On my snowy, hungover, painfully slow drive home to New York City I could not get the poem out of my head. Unlike my father, who loves epic poetry and at the least provocation will recite “Kubla Khan” by Cooleridge (In Xandu, did Kubla Khan…) I do not like poetry. But that doesn’t mean I don’t understand and appreciate it. But Bar Danubia was undecipherable to me. It had no bearing on anything I knew of my father’s history and the emotions expressed were none that I had ever heard from him. Was this poem about his return to Vienna? Was it him trying to express the emotions he felt on returning to the city of his birth? that one of the things I had never done enough of with my father is ask him enough questions about his time in the army. The 2nd World War had been a central theme of my childhood. My father’s service and his history had been a source of pride and even wonder all my life yet other than a story or two I knew nothing deeper than a very few times, and places. I had no idea of his feelings and his emotions. For reasons I can’t explain except for perhaps the sense of storytelling that I possess I fixated on the return of my father to Vienna. I wondered what it must have been like for a boy of 14 who had fled his home fleeing from religious persecution, personal violence and war, to return a foot taller and officer in the conquering army. It was beyond anything that I could comprehend, and it was a story that I not only wanted to know but one that I would love to share.
It was a week before I could make it out to my parents’ home to give my father the items I had retrieved from Syracuse. Sitting in his office I watched as he unwrapped and stared in disbelief at the copy of the Tabard that I brought to him. I watched as the emotion streamed across his face like a creeper on at the bottom of all news channel. I could see pleasure on his face akin to finding a five-dollar bill in a pair of pants you have not worn in a while. I saw in his face the reflection of an 82 year old man looking back on 60 years…the roads taken, and the paths not followed. The opportunities lost and memories found. I wanted to tell him what the poem had meant to me but sensed that the timing was not right. The moment belonged to him, so I said nothing.

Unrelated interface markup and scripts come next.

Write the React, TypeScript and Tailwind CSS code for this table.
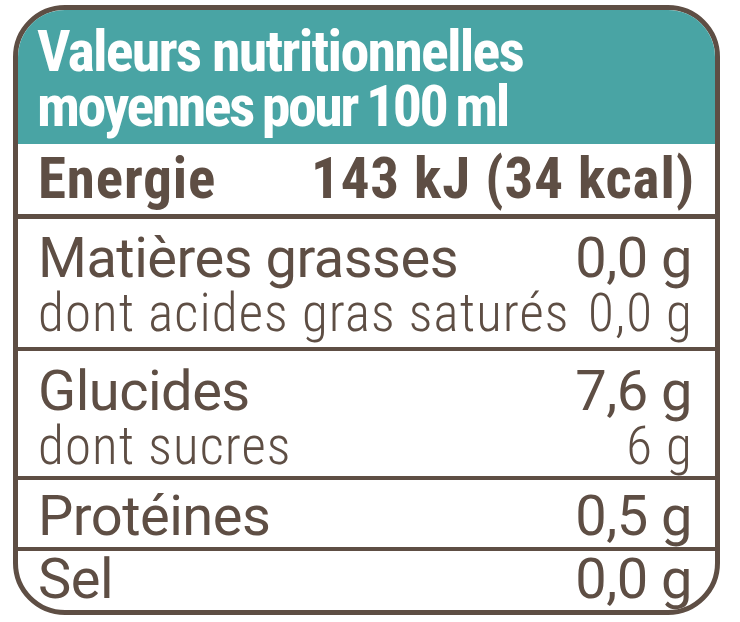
function Row({ label, value }: { label: string; value: string }) {
  return (
    <div className="flex items-baseline justify-between whitespace-nowrap">
      <span>{label}</span>
      <span>{value}</span>
    </div>
  );
}

export default function App() {
  return (
    <div className="w-[740px] h-[622px] bg-white pt-[5px] pl-[13px]">
      <div className="w-[707px] h-[610px] border-[5px] border-[#5e4e44] rounded-[52px] overflow-hidden flex flex-col text-[#5e4e44] font-['Roboto',sans-serif]">
        <div className="h-[134px] shrink-0 bg-[#49a4a4] pl-[19px] pt-[14px] text-white font-bold font-stretch-condensed text-[58px] leading-[55px]">
          <div className="tracking-[-1.8px]">Valeurs nutritionnelles</div>
          <div className="tracking-[-2.5px] [word-spacing:-2px]">moyennes pour 100 ml</div>
        </div>

        <div className="h-[75px] shrink-0 border-b-[5px] border-[#5e4e44] pl-[20px] pr-[20px] font-bold font-stretch-condensed text-[57px] leading-[70px] tracking-[0.9px]">
          <Row label="Energie" value="143 kJ (34 kcal)" />
        </div>

        <div className="h-[132px] shrink-0 border-b-[4px] border-[#5e4e44] pl-[20px] pr-[23px] pt-[11px]">
          <div className="text-[56px] leading-[56px] tracking-[-0.5px]">
            <Row label="Matières grasses" value="0,0 g" />
          </div>
          <div className="text-[53px] leading-[55px] font-light font-stretch-condensed tracking-[1.1px] -mr-[1px]">
            <Row label="dont acides gras saturés" value="0,0 g" />
          </div>
        </div>

        <div className="h-[129px] shrink-0 border-b-[4px] border-[#5e4e44] pl-[20px] pr-[23px] pt-[12px]">
          <div className="text-[56px] leading-[56px] tracking-[-0.5px]">
            <Row label="Glucides" value="7,6 g" />
          </div>
          <div className="text-[53px] leading-[55px] font-light font-stretch-condensed tracking-[1.1px] -mr-[1px]">
            <Row label="dont sucres" value="6 g" />
          </div>
        </div>

        <div className="h-[71px] shrink-0 border-b-[4px] border-[#5e4e44] pl-[20px] pr-[23px] pt-[8px] text-[56px] leading-[56px] tracking-[-0.5px]">
          <Row label="Protéines" value="0,5 g" />
        </div>

        <div className="flex-1 pl-[20px] pr-[23px] text-[56px] leading-[56px] tracking-[-0.5px]">
          <Row label="Sel" value="0,0 g" />
        </div>
      </div>
    </div>
  );
}
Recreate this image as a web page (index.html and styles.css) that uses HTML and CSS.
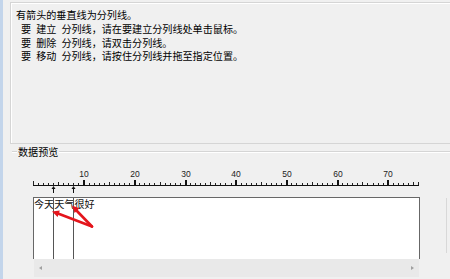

Eventually, he took my gift to him and replaced it in the envelope it had come and it one of the cubby holes on his desk. There were no words of thanks. I didn’t expect any. With my father, silence often said far more than words. Back downstairs in the kitchen, enjoying a cup of coffee with both parents the conversation turned to my upcoming 50th birthday. I told them that turning 50 was not necessarily a milestone that I wished to dwell on. However, there was something that I did wish for. I looked at my Dad and told him that I wanted to go to Vienna with him. He said “Why the fuck would you want to do that? “
I told him that his poem had made think about a lot of things. How despite what I knew of his army service I really knew little because he didn’t talk about it very much. That while I knew about his arrival in this country, I knew very little of his departure from Vienna nor his return 6 years later. That the poem had inspired in me the desire to understand what it was like to flee a city as a boy, a refugee from hate and terror, and then return a young man, and officer of the conquering army and that I didn’t think it was something that I could understand by just talking about it at the kitchen table or his office.For me to utterly understand what that experience must have been like I needed to go there with him.
His response was pretty typical for him. “So what? A lot of people experienced the same sort of thing. What I did was not that special.”
I said “We can agree to disagree on whether your experience is unique. No matter what it is unique to you and to our family. But are you asking what the point is?”
“Yes. What’s the purpose? What are you going to do with it other than have some kind voyeuristic understanding of what I went through?”
He was being difficult, but I knew what he was driving at. My father always wanted me to write. He thought that I had a gift and he thought I was wasting it by trying to earn a living in the advertising business. I replied “I want to write a story about it. I want to understand what it must have been like because I think it is more universal than just your experience. I think that what you went through and how it ended up for you is something that people not only can relate to and I do think it is special but I also think that is a story that is fading fast with time and deserves at least the chance to be told.“
He shook his head, a Mona Lisa like half smile on his face, untranslatable but I took as him feeling complimented by my desire and a wish to make my desire a reality but a reluctance to relive those experiences again. For a few moments he was silent and said, “Let me think about it.”